◆ **Stated task**
Only the lines from the line containing "Generate a component" through the line containing "['h-[15px]', 'h-[16px]', 'h-[18px]', 'h-[17px]', 'h-[16px]']" should be reproduced, please, with no pictures.

◆ **Material for the task**
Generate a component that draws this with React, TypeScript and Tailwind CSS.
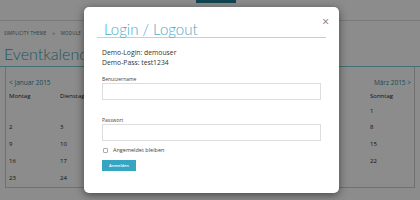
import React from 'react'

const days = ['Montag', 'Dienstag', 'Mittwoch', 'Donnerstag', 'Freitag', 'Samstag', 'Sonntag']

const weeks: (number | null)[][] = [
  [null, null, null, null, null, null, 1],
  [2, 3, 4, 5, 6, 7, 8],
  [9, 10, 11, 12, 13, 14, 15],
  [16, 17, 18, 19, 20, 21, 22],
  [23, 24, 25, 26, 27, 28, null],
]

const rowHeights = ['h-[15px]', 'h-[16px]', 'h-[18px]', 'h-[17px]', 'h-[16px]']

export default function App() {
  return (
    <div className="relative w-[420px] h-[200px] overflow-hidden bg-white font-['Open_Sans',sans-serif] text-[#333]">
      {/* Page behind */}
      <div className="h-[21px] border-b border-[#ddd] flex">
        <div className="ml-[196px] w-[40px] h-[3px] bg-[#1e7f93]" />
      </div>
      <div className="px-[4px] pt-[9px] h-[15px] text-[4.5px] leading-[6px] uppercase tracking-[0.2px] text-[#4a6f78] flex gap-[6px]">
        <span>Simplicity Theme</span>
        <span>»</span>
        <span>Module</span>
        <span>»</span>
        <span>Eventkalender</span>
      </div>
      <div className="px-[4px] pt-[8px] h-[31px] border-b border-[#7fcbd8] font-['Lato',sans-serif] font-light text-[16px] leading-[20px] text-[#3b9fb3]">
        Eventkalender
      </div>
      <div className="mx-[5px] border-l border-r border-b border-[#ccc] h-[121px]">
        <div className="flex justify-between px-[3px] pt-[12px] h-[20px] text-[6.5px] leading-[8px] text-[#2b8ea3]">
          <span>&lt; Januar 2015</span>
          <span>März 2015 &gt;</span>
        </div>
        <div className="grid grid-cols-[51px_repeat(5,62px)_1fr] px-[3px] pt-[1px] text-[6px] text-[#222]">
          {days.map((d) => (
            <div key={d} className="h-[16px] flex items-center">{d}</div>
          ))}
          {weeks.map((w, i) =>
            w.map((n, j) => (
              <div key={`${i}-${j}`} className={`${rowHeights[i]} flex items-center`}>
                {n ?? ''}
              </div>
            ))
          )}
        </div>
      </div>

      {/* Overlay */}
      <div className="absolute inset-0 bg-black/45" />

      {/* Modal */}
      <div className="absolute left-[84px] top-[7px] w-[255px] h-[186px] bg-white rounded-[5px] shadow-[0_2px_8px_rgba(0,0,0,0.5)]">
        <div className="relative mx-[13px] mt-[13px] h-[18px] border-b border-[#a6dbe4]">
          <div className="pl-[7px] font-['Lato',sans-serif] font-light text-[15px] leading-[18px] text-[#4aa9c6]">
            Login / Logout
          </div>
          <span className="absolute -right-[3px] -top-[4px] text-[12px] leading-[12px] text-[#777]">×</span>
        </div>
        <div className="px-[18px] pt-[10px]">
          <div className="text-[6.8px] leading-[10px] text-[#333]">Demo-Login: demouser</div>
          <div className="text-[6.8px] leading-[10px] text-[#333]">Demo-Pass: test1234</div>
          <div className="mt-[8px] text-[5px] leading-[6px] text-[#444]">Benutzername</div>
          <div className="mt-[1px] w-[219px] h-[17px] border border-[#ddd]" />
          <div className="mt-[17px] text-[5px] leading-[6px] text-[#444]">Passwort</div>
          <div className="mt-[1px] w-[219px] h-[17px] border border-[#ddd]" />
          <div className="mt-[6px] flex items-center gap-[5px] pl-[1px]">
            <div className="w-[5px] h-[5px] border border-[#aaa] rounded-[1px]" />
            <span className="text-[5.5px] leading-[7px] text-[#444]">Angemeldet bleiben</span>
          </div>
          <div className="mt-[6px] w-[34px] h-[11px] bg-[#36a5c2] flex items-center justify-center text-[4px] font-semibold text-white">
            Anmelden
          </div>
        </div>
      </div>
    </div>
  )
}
* * *
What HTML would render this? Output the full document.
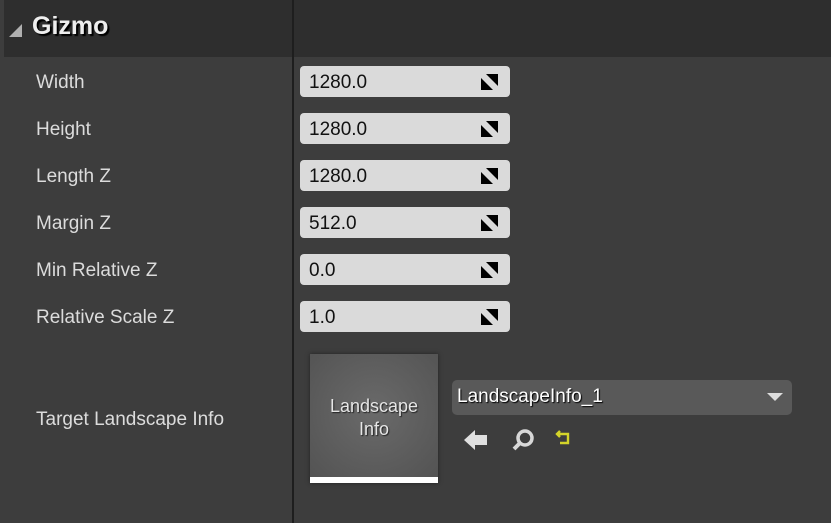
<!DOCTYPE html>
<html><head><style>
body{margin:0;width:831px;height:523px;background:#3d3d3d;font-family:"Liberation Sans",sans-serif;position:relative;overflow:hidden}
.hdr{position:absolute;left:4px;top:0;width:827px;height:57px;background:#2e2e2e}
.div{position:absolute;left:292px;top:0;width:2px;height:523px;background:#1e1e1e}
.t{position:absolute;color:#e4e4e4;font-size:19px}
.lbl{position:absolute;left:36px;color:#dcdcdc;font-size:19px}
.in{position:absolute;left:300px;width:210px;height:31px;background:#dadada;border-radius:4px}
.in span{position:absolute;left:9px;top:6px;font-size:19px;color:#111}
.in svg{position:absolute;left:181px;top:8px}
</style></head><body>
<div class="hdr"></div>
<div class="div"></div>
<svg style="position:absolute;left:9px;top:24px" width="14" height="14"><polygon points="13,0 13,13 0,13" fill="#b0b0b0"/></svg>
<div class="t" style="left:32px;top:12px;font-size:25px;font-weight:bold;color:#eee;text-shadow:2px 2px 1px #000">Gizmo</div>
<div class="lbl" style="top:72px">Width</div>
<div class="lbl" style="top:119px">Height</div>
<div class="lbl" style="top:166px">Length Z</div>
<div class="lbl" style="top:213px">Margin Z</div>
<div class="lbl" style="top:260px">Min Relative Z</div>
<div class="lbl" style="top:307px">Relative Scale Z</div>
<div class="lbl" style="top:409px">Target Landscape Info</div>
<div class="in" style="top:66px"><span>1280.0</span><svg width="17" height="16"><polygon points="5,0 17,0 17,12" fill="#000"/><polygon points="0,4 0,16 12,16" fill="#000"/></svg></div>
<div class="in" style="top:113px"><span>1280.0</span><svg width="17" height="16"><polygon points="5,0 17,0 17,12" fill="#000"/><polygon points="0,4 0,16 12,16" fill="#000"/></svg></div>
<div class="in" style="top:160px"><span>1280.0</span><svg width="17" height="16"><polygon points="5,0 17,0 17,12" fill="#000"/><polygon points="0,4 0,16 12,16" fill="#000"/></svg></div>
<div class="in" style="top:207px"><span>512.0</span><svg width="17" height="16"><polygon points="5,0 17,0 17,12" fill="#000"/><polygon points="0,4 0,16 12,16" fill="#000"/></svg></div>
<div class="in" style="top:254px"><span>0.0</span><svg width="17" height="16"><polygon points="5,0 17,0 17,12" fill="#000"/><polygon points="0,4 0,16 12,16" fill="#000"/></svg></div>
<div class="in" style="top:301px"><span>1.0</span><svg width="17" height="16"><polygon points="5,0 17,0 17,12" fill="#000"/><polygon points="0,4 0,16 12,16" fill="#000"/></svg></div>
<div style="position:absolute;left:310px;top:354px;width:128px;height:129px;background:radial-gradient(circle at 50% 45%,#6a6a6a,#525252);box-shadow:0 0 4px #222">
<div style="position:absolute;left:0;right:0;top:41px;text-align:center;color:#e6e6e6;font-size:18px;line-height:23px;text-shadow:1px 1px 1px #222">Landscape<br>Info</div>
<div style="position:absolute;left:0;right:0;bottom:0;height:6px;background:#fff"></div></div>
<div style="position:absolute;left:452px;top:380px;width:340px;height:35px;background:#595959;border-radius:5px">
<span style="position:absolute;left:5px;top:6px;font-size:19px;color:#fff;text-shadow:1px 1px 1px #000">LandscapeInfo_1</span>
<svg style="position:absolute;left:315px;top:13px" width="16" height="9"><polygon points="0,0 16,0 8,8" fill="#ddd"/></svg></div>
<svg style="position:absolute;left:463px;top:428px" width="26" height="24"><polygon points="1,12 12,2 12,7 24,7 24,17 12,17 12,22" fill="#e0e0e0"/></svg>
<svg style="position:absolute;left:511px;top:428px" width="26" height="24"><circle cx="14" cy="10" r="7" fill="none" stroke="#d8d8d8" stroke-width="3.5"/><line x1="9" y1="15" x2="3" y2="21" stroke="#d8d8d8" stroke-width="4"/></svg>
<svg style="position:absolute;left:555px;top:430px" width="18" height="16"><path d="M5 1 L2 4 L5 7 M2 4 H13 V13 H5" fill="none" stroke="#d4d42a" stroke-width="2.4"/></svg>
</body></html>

◆ **In response**
Generate a component that draws this with React, TypeScript and Tailwind CSS.
import React from 'react'

const days = ['Montag', 'Dienstag', 'Mittwoch', 'Donnerstag', 'Freitag', 'Samstag', 'Sonntag']

const weeks: (number | null)[][] = [
  [null, null, null, null, null, null, 1],
  [2, 3, 4, 5, 6, 7, 8],
  [9, 10, 11, 12, 13, 14, 15],
  [16, 17, 18, 19, 20, 21, 22],
  [23, 24, 25, 26, 27, 28, null],
]

const rowHeights = ['h-[15px]', 'h-[16px]', 'h-[18px]', 'h-[17px]', 'h-[16px]']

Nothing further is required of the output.